Beyond the Walls: Designing for Privacy and Connection
As wellness design evolves, one of the most significant shifts is the renewed emphasis on balance—between private sanctuary and social connection.
In their 2025 design outlook, Sparcstudio (as featured in European Spa Magazine) described privacy as “the new luxury,” highlighting that modern guests value spaces where they can restore and recalibrate without isolation. It’s a perspective that mirrors what we’ve seen across our own projects at Blu Spas: a growing demand for environments that offer both reflection and relationship.
Privacy as the New Luxury
Privacy today extends beyond seclusion. It’s about creating spaces that feel psychologically safe and personally attuned.
From well-designed individual treatment rooms or signature suites, cocoon or quiet concept lounges, to sound-insulated corridors and light-calibrated relaxation zones, these type of spaces give guests permission to disconnect from the outside world and settle into a state of calm focus.
These spaces communicate care through thoughtful design—proportions that reduce overstimulation, materials that absorb sound, and lighting that supports natural rhythms.

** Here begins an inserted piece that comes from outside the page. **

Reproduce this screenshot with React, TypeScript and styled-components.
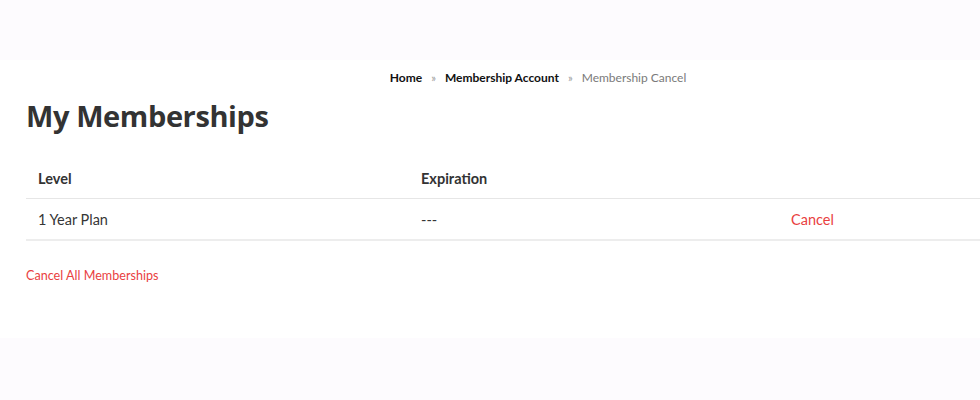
import React from "react";
import styled, { createGlobalStyle } from "styled-components";

const Global = createGlobalStyle`
  html, body { margin: 0; padding: 0; background: #fdfbfe; overflow-x: hidden; }
  body { font-family: Lato, "Liberation Sans", sans-serif; color: #333; }
  * { box-sizing: border-box; }
`;

const Page = styled.div`
  display: flex;
  flex-direction: column;
  width: 980px;
  height: 400px;
  overflow: hidden;
`;

const TopBand = styled.div`
  height: 60px;
  background: #fdfbfe;
  flex-shrink: 0;
`;

const Main = styled.main`
  background: #ffffff;
  height: 278px;
  flex-shrink: 0;
  overflow: hidden;
`;

const Container = styled.div`
  width: 1024px;
  margin-left: 26px;
  display: flex;
  flex-direction: column;
`;

const Breadcrumb = styled.nav`
  display: flex;
  justify-content: center;
  align-items: center;
  gap: 9px;
  padding-top: 9px;
  height: 26px;
  font-size: 12px;
  font-family: Lato, sans-serif;
`;

const Crumb = styled.span<{ $current?: boolean }>`
  color: ${(p) => (p.$current ? "#7a7a7a" : "#111")};
  font-weight: ${(p) => (p.$current ? 400 : 700)};
`;

const Sep = styled.span`
  color: #999;
  font-size: 11px;
`;

const Title = styled.h1`
  margin: 10px 0 0;
  font-family: "Open Sans", sans-serif;
  font-weight: 700;
  font-size: 29px;
  line-height: 40px;
  color: #333;
  letter-spacing: -0.4px;
`;

const Table = styled.table`
  margin-top: 24px;
  width: 1149px;
  border-collapse: collapse;
  font-size: 14.5px;
  font-family: Lato, sans-serif;
`;

const Th = styled.th<{ $w?: number }>`
  text-align: left;
  font-weight: 700;
  color: #333;
  padding: 10px 12px 10px;
  line-height: 18px;
  border-bottom: 1px solid #e6e6e6;
  width: ${(p) => (p.$w ? `${p.$w}px` : "auto")};
`;

const Td = styled.td`
  padding: 12px 12px 10px;
  line-height: 18px;
  color: #363636;
  border-bottom: 2px solid #ededed;
`;

const RedLink = styled.a<{ $size?: number }>`
  color: #e9413f;
  text-decoration: none;
  font-size: ${(p) => p.$size ?? 14.5}px;
  cursor: pointer;
`;

const Footer = styled.div`
  margin-top: 25px;
  line-height: 16px;
`;

const BottomBand = styled.div`
  flex: 1;
  background: #fdfbfe;
`;

export default function App() {
  return (
    <>
      <Global />
      <Page>
        <TopBand />
        <Main>
          <Container>
            <Breadcrumb>
              <Crumb>Home</Crumb>
              <Sep>»</Sep>
              <Crumb>Membership Account</Crumb>
              <Sep>»</Sep>
              <Crumb $current>Membership Cancel</Crumb>
            </Breadcrumb>
            <Title>My Memberships</Title>
            <Table>
              <thead>
                <tr>
                  <Th $w={383}>Level</Th>
                  <Th $w={370}>Expiration</Th>
                  <Th></Th>
                </tr>
              </thead>
              <tbody>
                <tr>
                  <Td>1 Year Plan</Td>
                  <Td>---</Td>
                  <Td>
                    <RedLink>Cancel</RedLink>
                  </Td>
                </tr>
              </tbody>
            </Table>
            <Footer>
              <RedLink $size={12.6}>Cancel All Memberships</RedLink>
            </Footer>
          </Container>
        </Main>
        <BottomBand />
      </Page>
    </>
  );
}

The result is not detachment but restoration.
Connection Reimagined
While solitude restores, connection revitalizes.
Across the wellness industry, we’re seeing renewed interest in social wellness zones—saunas, hydrothermal suites, and shared recovery spaces that encourage meaningful interaction. The intent isn’t crowding or overstimulation; it’s cultivating shared energy through gentle human presence.
When designed with purpose, these environments foster connection without compromising comfort. Warm material palettes, intuitive flow, and acoustic balance create settings where conversation and quiet can coexist.
We approach this as part of a continuum of experience—a design rhythm that lets guests move easily from introspection to interaction.
The Importance of Transitions
The true measure of wellness design lies not in its boundaries, but in how it manages the transitions between them. These ‘spaces between the spaces’ are a mood-setting design moment to make memorable.
The path from private retreat to social space should feel natural, intentional, and unforced.
Whether that means a subtle change in temperature, the sound of running water, or the soft openness of an in-between lounge, transitions are what keep experiences fluid and cohesive.
A Call to Design Thoughtfully
As European Spa Magazine and other industry voices remind us, the future of spa and wellness environments isn’t about expansion—it’s about intelligence.
Guests are seeking choice, not uniformity. They want to control how they engage—when to pause, when to connect, and when to step back again.
Our focus remains the same: to design spaces that anticipate those needs, balancing privacy and connection with sensitivity and precision.
Thoughtful design doesn’t shout. It listens—and responds with intention.